Begin
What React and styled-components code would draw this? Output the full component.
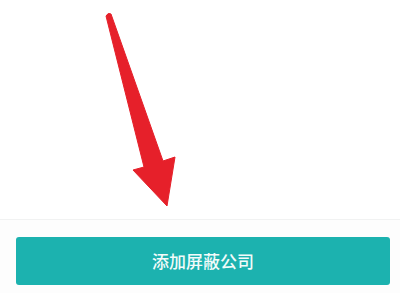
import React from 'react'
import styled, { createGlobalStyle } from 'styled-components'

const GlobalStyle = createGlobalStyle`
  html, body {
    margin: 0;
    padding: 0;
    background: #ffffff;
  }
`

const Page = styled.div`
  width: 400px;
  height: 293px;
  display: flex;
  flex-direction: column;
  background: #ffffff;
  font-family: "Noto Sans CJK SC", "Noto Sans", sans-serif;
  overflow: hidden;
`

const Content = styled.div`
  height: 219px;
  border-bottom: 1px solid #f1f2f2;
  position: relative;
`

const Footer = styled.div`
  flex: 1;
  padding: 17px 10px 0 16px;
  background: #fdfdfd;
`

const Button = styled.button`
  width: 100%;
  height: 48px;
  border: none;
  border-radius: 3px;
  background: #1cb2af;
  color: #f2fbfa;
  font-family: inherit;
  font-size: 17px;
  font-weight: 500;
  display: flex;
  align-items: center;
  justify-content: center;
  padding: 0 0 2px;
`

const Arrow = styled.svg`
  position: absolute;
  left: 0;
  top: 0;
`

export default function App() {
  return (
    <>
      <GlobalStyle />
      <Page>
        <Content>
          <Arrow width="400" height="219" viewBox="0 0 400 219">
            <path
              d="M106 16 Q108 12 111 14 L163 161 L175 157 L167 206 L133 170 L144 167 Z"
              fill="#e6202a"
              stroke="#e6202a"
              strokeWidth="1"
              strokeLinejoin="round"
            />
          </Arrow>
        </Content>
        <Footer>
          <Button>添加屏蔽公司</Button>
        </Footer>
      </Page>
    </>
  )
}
End
#### [Requirement]
Reproduce the whole listing above word for word, but not its pictures.

#### [The response]
What React and styled-components code would draw this? Output the full component.
import React from 'react'
import styled, { createGlobalStyle } from 'styled-components'

const GlobalStyle = createGlobalStyle`
  html, body {
    margin: 0;
    padding: 0;
    background: #ffffff;
  }
`

const Page = styled.div`
  width: 400px;
  height: 293px;
  display: flex;
  flex-direction: column;
  background: #ffffff;
  font-family: "Noto Sans CJK SC", "Noto Sans", sans-serif;
  overflow: hidden;
`

const Content = styled.div`
  height: 219px;
  border-bottom: 1px solid #f1f2f2;
  position: relative;
`

const Footer = styled.div`
  flex: 1;
  padding: 17px 10px 0 16px;
  background: #fdfdfd;
`

const Button = styled.button`
  width: 100%;
  height: 48px;
  border: none;
  border-radius: 3px;
  background: #1cb2af;
  color: #f2fbfa;
  font-family: inherit;
  font-size: 17px;
  font-weight: 500;
  display: flex;
  align-items: center;
  justify-content: center;
  padding: 0 0 2px;
`

const Arrow = styled.svg`
  position: absolute;
  left: 0;
  top: 0;
`

export default function App() {
  return (
    <>
      <GlobalStyle />
      <Page>
        <Content>
          <Arrow width="400" height="219" viewBox="0 0 400 219">
            <path
              d="M106 16 Q108 12 111 14 L163 161 L175 157 L167 206 L133 170 L144 167 Z"
              fill="#e6202a"
              stroke="#e6202a"
              strokeWidth="1"
              strokeLinejoin="round"
            />
          </Arrow>
        </Content>
        <Footer>
          <Button>添加屏蔽公司</Button>
        </Footer>
      </Page>
    </>
  )
}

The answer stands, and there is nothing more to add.